The task:
Reproduce the records below exactly as they appear, omitting any pictures they contain.
##########
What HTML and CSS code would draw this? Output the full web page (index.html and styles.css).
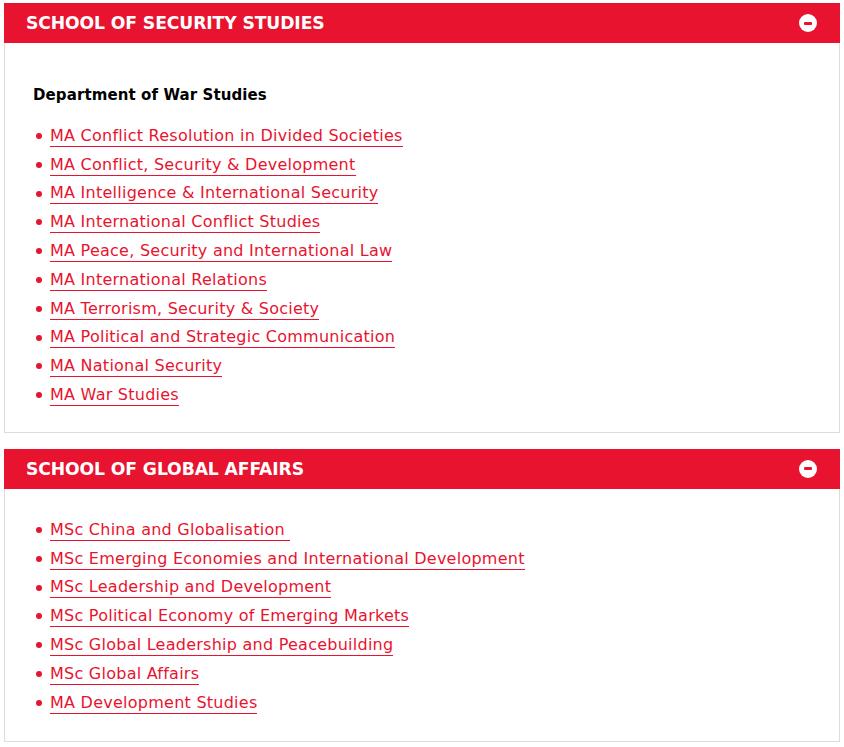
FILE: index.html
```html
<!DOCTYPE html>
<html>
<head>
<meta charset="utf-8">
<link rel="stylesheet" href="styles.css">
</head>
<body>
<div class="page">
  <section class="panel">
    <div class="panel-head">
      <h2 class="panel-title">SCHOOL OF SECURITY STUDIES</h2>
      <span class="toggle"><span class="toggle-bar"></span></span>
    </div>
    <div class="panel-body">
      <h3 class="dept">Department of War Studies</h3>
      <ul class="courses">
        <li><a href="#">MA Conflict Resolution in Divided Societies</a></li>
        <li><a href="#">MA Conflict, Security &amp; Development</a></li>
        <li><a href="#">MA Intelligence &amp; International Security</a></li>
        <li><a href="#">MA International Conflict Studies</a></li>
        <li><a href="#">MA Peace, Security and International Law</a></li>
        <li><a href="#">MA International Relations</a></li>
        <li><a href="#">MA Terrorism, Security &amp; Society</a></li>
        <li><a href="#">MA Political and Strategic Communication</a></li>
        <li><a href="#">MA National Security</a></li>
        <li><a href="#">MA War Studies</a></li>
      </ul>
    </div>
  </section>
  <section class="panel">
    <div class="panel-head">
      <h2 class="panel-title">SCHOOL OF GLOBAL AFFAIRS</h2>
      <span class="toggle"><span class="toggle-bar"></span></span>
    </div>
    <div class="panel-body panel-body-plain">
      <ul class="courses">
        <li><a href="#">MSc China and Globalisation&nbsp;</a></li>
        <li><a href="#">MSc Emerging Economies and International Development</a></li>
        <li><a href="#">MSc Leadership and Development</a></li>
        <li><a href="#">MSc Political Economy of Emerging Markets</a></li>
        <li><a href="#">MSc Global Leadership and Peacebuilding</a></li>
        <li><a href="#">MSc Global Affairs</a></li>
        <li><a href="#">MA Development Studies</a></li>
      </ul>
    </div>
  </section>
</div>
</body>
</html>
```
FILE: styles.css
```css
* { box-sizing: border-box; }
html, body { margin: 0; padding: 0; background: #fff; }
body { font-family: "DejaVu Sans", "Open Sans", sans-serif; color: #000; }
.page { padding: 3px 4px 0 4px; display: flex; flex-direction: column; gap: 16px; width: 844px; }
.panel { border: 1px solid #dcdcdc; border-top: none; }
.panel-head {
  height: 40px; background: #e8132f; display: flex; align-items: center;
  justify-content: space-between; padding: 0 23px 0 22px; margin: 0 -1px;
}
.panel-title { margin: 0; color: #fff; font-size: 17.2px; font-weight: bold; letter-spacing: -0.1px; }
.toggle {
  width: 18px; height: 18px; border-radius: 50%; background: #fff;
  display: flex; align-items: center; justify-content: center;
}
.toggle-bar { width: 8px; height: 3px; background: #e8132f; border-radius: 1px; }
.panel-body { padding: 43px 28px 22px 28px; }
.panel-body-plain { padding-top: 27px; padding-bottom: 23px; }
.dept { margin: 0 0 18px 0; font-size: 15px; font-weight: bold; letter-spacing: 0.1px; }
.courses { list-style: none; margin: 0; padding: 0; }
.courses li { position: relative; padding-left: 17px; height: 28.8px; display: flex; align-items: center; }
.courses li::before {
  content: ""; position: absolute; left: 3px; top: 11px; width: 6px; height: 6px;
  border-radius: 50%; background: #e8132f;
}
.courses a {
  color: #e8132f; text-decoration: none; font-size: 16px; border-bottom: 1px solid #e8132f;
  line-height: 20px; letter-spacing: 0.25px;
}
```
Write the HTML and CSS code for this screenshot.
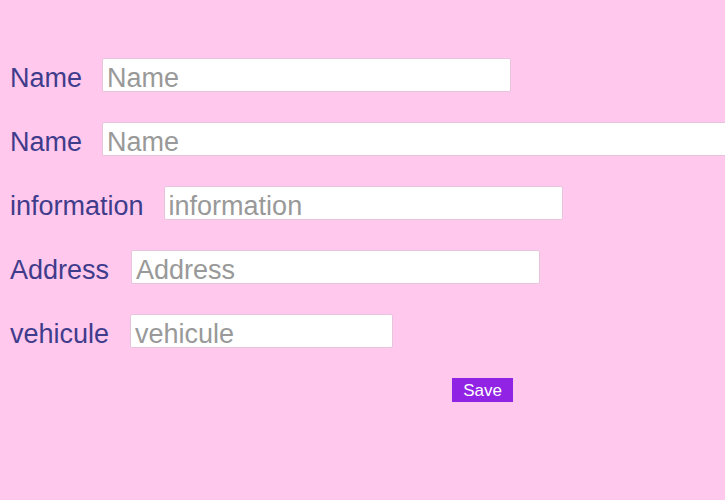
##########
The output:
What HTML and CSS code would draw this? Output the full web page (index.html and styles.css).
FILE: index.html
```html
<!DOCTYPE html>
<html>
<head>
<meta charset="utf-8">
<link rel="stylesheet" href="styles.css">
</head>
<body>
<div class="page">
  <section class="panel">
    <div class="panel-head">
      <h2 class="panel-title">SCHOOL OF SECURITY STUDIES</h2>
      <span class="toggle"><span class="toggle-bar"></span></span>
    </div>
    <div class="panel-body">
      <h3 class="dept">Department of War Studies</h3>
      <ul class="courses">
        <li><a href="#">MA Conflict Resolution in Divided Societies</a></li>
        <li><a href="#">MA Conflict, Security &amp; Development</a></li>
        <li><a href="#">MA Intelligence &amp; International Security</a></li>
        <li><a href="#">MA International Conflict Studies</a></li>
        <li><a href="#">MA Peace, Security and International Law</a></li>
        <li><a href="#">MA International Relations</a></li>
        <li><a href="#">MA Terrorism, Security &amp; Society</a></li>
        <li><a href="#">MA Political and Strategic Communication</a></li>
        <li><a href="#">MA National Security</a></li>
        <li><a href="#">MA War Studies</a></li>
      </ul>
    </div>
  </section>
  <section class="panel">
    <div class="panel-head">
      <h2 class="panel-title">SCHOOL OF GLOBAL AFFAIRS</h2>
      <span class="toggle"><span class="toggle-bar"></span></span>
    </div>
    <div class="panel-body panel-body-plain">
      <ul class="courses">
        <li><a href="#">MSc China and Globalisation&nbsp;</a></li>
        <li><a href="#">MSc Emerging Economies and International Development</a></li>
        <li><a href="#">MSc Leadership and Development</a></li>
        <li><a href="#">MSc Political Economy of Emerging Markets</a></li>
        <li><a href="#">MSc Global Leadership and Peacebuilding</a></li>
        <li><a href="#">MSc Global Affairs</a></li>
        <li><a href="#">MA Development Studies</a></li>
      </ul>
    </div>
  </section>
</div>
</body>
</html>
```
FILE: styles.css
```css
* { box-sizing: border-box; }
html, body { margin: 0; padding: 0; background: #fff; }
body { font-family: "DejaVu Sans", "Open Sans", sans-serif; color: #000; }
.page { padding: 3px 4px 0 4px; display: flex; flex-direction: column; gap: 16px; width: 844px; }
.panel { border: 1px solid #dcdcdc; border-top: none; }
.panel-head {
  height: 40px; background: #e8132f; display: flex; align-items: center;
  justify-content: space-between; padding: 0 23px 0 22px; margin: 0 -1px;
}
.panel-title { margin: 0; color: #fff; font-size: 17.2px; font-weight: bold; letter-spacing: -0.1px; }
.toggle {
  width: 18px; height: 18px; border-radius: 50%; background: #fff;
  display: flex; align-items: center; justify-content: center;
}
.toggle-bar { width: 8px; height: 3px; background: #e8132f; border-radius: 1px; }
.panel-body { padding: 43px 28px 22px 28px; }
.panel-body-plain { padding-top: 27px; padding-bottom: 23px; }
.dept { margin: 0 0 18px 0; font-size: 15px; font-weight: bold; letter-spacing: 0.1px; }
.courses { list-style: none; margin: 0; padding: 0; }
.courses li { position: relative; padding-left: 17px; height: 28.8px; display: flex; align-items: center; }
.courses li::before {
  content: ""; position: absolute; left: 3px; top: 11px; width: 6px; height: 6px;
  border-radius: 50%; background: #e8132f;
}
.courses a {
  color: #e8132f; text-decoration: none; font-size: 16px; border-bottom: 1px solid #e8132f;
  line-height: 20px; letter-spacing: 0.25px;
}
```
Write the HTML and CSS code for this screenshot.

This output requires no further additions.